More fun than writing in .net

MICROSOFT PUT ON a week-long .net programming contest it called 'DevSta' looking for "star developers" in Australia as a follow-on to its annual 'Tech Ed' event down under. It didn't garner much of a turnout, except for a couple of hackers who defaced contest entries.

The theme of the competition was to somehow use 'new school' technologies, meaning the Vole's current programming languages, to develop submissions having 'old school' charm, whatever that is.

As of yesterday, 19 hours before the contest ended, there were few entries, and what few that were submitted appeared fairly lame – a couple of on-screen calculators (yawn), a supposedly 'secure' trash bin, an old-fashioned green-screen terminal interface for Twitter, as well as .net clones of the ancient games Pong and Missile Command (snore).

A group of apparently Turkish hackers and a graffiti 'artiste' called Ov3rlord seemed to have some fun though, with practical demonstrations of Microsoft's software insecurities.

Microsoft has apparently removed the hacked contest entries from its competition website overnight, but screen shots are preserved here.

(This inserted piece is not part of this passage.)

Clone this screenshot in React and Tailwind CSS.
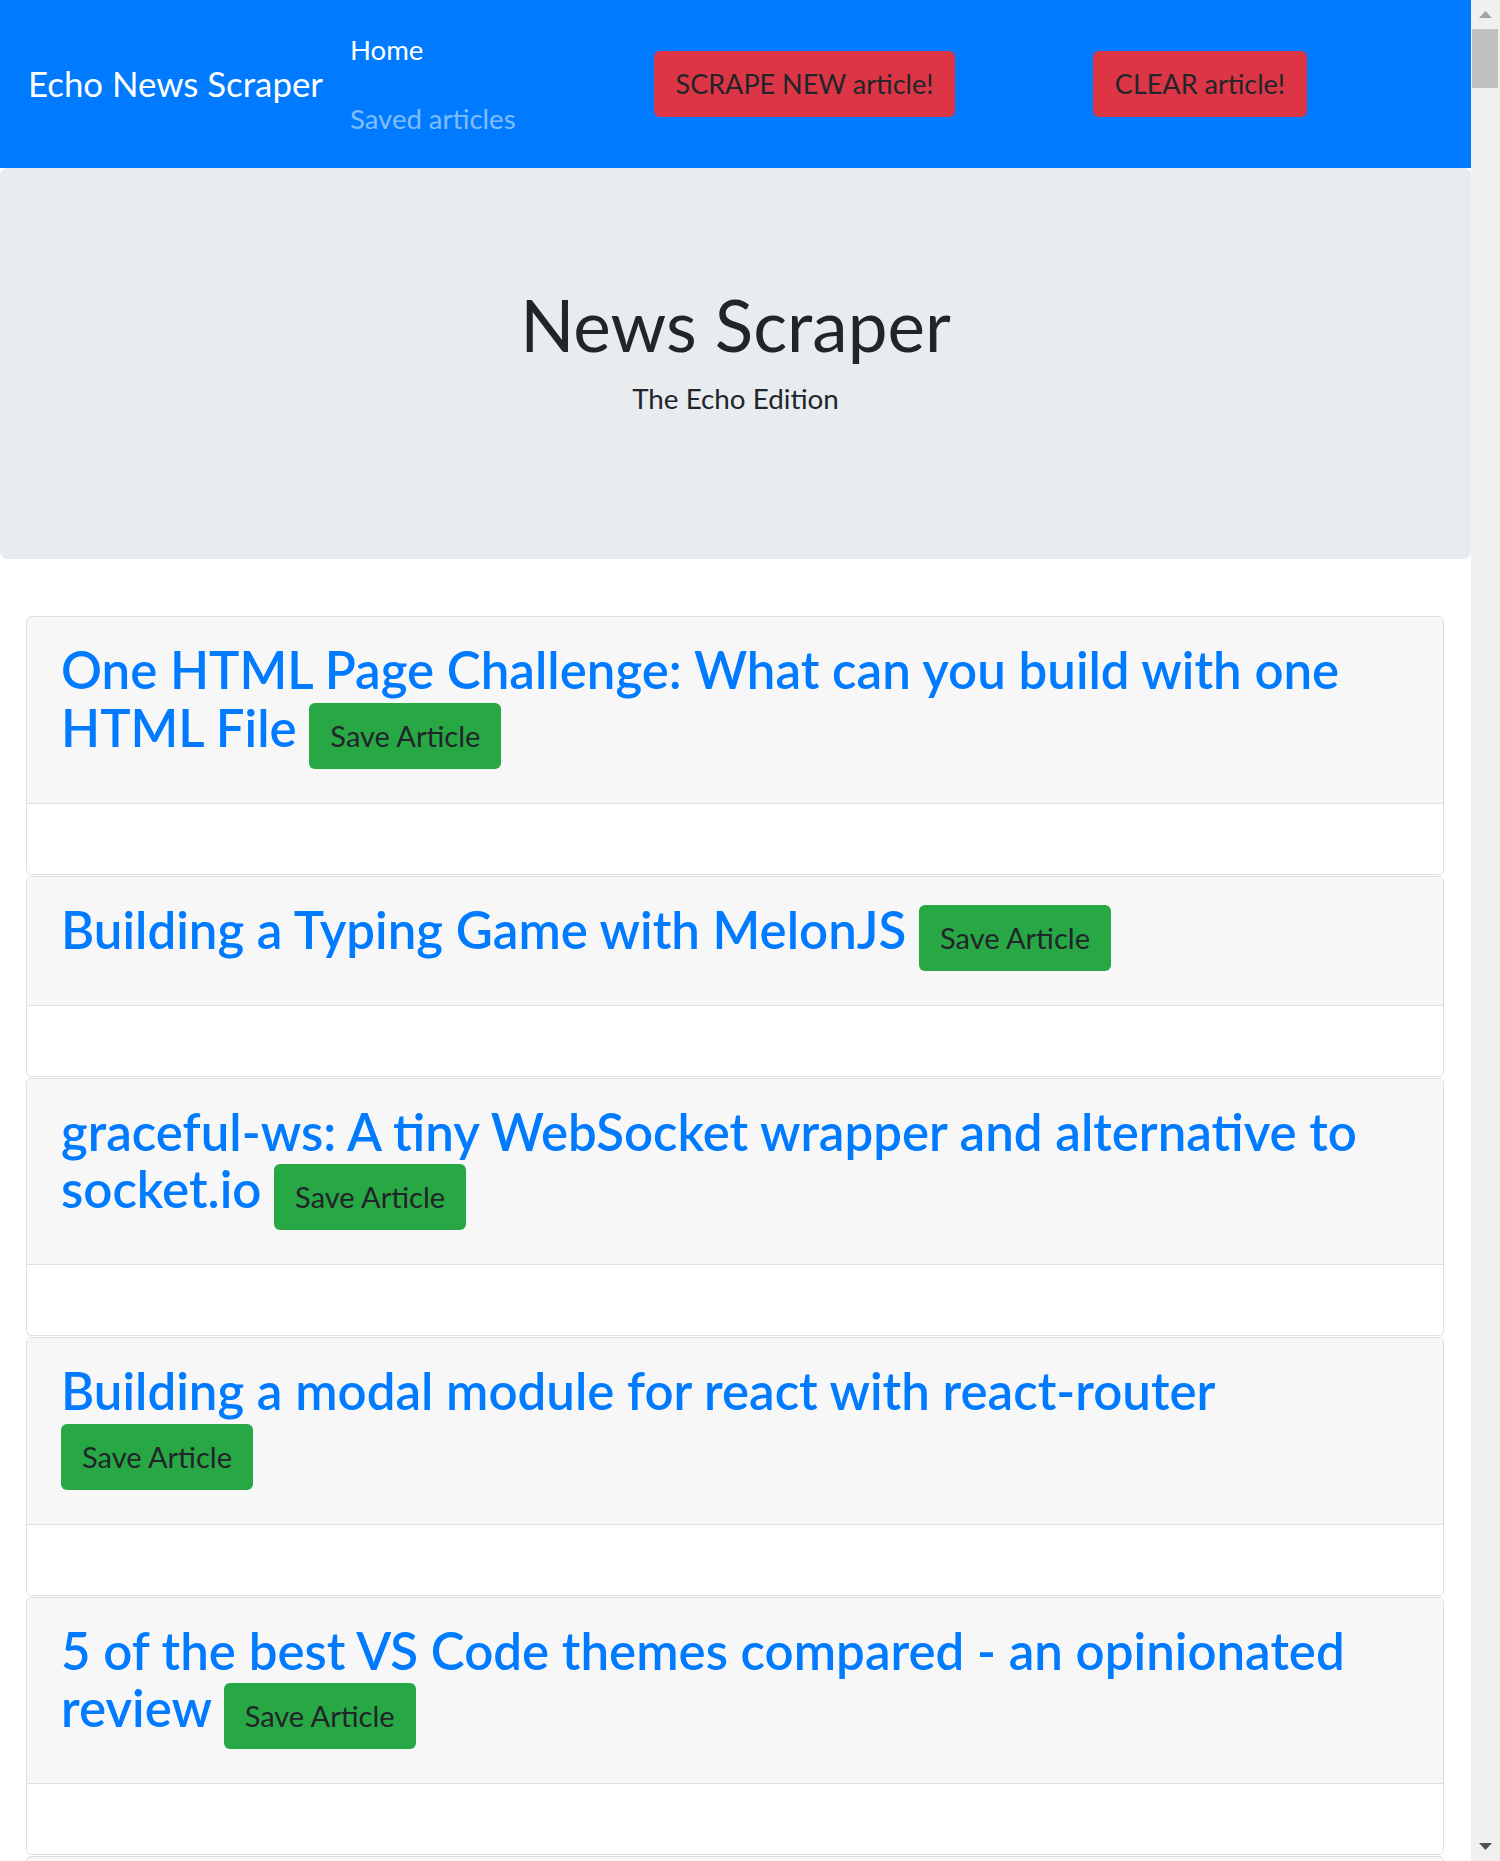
import React from 'react';

const articles = [
    { id: 1, title: 'One HTML Page Challenge: What can you build with one HTML File' },
    { id: 2, title: 'Building a Typing Game with MelonJS' },
    { id: 3, title: 'graceful-ws: A tiny WebSocket wrapper and alternative to socket.io' },
    { id: 4, title: 'Building a modal module for react with react-router' },
    { id: 5, title: '5 of the best VS Code themes compared - an opinionated review' },
];

function ArticleCard({ title }) {
    return (
        <div className='border border-[#dfdfdf] rounded-[5px] bg-white overflow-hidden'>
            <div className='bg-[#f7f7f7] border-b border-[#dfdfdf] pl-[34px] pr-[40px] pt-[24px] pb-[34px]'>
                <h1 className='text-[51px] leading-[57.6px] font-semibold text-[#007bff]'>
                    {title}{' '}
                    <button type='button' className='inline-block align-baseline bg-[#28a745] text-[#212529] text-[29px] leading-[42px] font-normal px-[21px] py-[12px] rounded-[6px]'>
                        Save Article
                    </button>
                </h1>
            </div>
            <div className='h-[70px]'></div>
        </div>
    );
}

function Scrollbar() {
    return (
        <div className='w-[29px] shrink-0 h-full bg-[#f0f0f0] flex flex-col'>
            <div className='h-[29px] flex items-center justify-center'>
                <svg width='13' height='7' viewBox='0 0 13 7'><path d='M6.5 0 L13 7 L0 7 Z' fill='#a3a3a3' /></svg>
            </div>
            <div className='h-[59px] ml-[1px] mr-[2px] bg-[#c1c1c1]'></div>
            <div className='flex-1'></div>
            <div className='h-[29px] flex items-center justify-center'>
                <svg width='13' height='7' viewBox='0 0 13 7'><path d='M0 0 L13 0 L6.5 7 Z' fill='#505050' /></svg>
            </div>
        </div>
    );
}

function App() {
    return (
        <div className='flex h-[1861px] w-[1500px] overflow-hidden bg-white' style={{ fontFamily: 'Lato, "Noto Sans", sans-serif' }}>
            <div className='flex-1 flex flex-col min-w-0'>
                {/* navbar */}
                <nav className='h-[168px] shrink-0 bg-[#007bff] flex items-center pl-[28px]'>
                    <span className='w-[322px] shrink-0 text-white text-[34.8px] leading-[50px] whitespace-nowrap'>Echo News Scraper</span>
                    <div className='w-[167px] shrink-0 flex flex-col gap-[33px]'>
                        <a className='text-white text-[27.5px] leading-[36px] whitespace-nowrap'>Home</a>
                        <a className='text-white/50 text-[27.5px] leading-[36px] whitespace-nowrap'>Saved articles</a>
                    </div>
                    <button type='button' className='ml-[137px] w-[301px] shrink-0 text-center bg-[#dc3545] text-[#212529] text-[27px] leading-[42px] py-[12px] rounded-[6px] whitespace-nowrap'>
                        SCRAPE NEW article!
                    </button>
                    <button type='button' className='ml-[138px] w-[214px] shrink-0 text-center bg-[#dc3545] text-[#212529] text-[27px] leading-[42px] py-[12px] rounded-[6px] whitespace-nowrap'>
                        CLEAR article!
                    </button>
                </nav>

                {/* jumbotron */}
                <div className='bg-white shrink-0'>
                    <div className='h-[391px] bg-[#e9ecef] rounded-[8px] flex flex-col items-center pt-[115px]'>
                        <h1 className='text-[71px] leading-[84px] text-[#212529] font-normal'>News Scraper</h1>
                        <p className='text-[27.8px] leading-[40px] text-[#212529] mt-[12px]'>The Echo Edition</p>
                    </div>
                </div>

                {/* articles */}
                <div className='flex flex-col gap-[1px] pl-[26px] pr-[27px] pt-[57px]'>
                    {articles.map((item) => (
                        <ArticleCard key={item.id} title={item.title} />
                    ))}
                    <div className='border border-[#dfdfdf] rounded-[5px] bg-[#f7f7f7] h-[200px]'></div>
                </div>
            </div>
            <Scrollbar />
        </div>
    );
}

export default App;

It was more entertaining for these hackers than writing a Microsoft DOS emulator in .net, we reckon. µ

L'Inq
IT Wire

Comments

Poor journalism

Perhaps time to get your facts right:

The site was not "hacked" and there was no "demonstration of Microsoft's software insecurities". A couple of children with too much time on their hands posted some garbage submissions. Microsoft responded by removing them. Nothing more. Nothing less.

This kind of thing happens on ten's of thousands of public forums every day.

Maybe I should go over to your forums and "hack them" for you - I could write a bunch of "hacked by xyz" comments - then maybe I'd be a "hacker" ?

(Oh yes, you might want to fix the scripting error at the top of your page too - you are losing valuable banner revenue!)..
posted by : informed reader, 07 October 2008

Not quite

Seems they just entered bullshot in the contest entry form and it were just defacing posts like so many forums have and not hacks at all, pathetic really, and now sites like the inq gave them attention too :/
Seems the only news item is that aussie MS thinks you don't have to moderate stuff.
posted by : W.-, 08 October 2008

quality

the inquirer used to be for me a role model and a reference.
it is now like a gossip magazine, posting trash without any truth or interest to the human race

i keep on coming here to see if things go back to what they were, I'm about tho give up...

we have to raise the standarts here, for lies we have the tv already.